| Material provided |

****************

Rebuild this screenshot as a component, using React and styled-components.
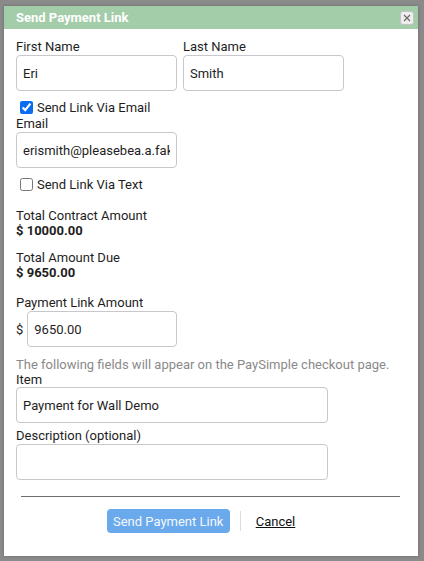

****************

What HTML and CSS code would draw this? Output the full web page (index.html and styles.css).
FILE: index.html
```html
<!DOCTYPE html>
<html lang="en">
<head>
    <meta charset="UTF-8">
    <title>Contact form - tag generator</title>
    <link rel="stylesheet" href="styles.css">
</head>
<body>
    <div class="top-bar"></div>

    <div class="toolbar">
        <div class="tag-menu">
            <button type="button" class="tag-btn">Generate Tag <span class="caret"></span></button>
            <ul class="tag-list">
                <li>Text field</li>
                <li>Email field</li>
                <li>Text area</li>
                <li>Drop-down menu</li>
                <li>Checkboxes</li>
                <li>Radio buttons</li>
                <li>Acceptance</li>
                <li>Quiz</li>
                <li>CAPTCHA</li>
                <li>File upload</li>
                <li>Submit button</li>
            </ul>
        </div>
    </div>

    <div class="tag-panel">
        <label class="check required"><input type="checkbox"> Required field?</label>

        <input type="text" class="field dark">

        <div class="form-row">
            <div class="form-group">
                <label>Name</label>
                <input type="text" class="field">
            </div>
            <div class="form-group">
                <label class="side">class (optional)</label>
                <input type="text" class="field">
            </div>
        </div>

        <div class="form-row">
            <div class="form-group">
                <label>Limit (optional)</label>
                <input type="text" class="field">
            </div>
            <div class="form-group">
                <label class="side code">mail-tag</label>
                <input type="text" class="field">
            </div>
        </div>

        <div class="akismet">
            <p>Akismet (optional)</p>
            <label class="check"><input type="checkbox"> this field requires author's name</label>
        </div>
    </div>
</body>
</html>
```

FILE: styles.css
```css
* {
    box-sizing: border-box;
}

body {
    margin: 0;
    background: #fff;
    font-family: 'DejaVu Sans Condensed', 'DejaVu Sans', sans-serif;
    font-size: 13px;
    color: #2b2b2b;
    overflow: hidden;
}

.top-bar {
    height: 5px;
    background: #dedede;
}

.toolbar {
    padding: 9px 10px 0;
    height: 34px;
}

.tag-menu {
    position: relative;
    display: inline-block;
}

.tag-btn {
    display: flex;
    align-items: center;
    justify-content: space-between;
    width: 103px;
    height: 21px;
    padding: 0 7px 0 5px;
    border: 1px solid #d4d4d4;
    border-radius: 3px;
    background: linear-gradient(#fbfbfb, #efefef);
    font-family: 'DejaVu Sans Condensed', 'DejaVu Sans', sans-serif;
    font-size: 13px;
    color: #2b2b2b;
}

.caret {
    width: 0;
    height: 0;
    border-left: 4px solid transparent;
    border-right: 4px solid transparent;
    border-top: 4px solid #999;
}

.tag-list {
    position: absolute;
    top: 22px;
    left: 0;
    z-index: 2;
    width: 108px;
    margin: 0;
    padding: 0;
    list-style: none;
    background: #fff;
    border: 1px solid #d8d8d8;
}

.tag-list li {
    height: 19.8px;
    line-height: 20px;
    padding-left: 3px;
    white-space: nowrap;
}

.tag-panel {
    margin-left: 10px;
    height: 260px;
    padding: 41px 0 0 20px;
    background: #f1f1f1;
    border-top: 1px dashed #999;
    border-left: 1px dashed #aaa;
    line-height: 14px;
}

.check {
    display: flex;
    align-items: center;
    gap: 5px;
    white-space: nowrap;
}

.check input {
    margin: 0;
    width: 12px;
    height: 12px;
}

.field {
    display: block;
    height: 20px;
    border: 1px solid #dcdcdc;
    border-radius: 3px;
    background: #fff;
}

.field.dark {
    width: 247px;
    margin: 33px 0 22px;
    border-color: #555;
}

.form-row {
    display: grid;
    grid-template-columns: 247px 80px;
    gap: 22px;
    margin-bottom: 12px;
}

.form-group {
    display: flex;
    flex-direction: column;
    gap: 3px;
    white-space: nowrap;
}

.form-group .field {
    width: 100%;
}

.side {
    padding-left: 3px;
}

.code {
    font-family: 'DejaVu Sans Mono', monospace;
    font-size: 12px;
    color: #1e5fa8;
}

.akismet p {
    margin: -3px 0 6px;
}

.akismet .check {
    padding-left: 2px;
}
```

****************

| What you need to do |
Report the number of lines holding the string "code", without any other words.

| Correct response |
3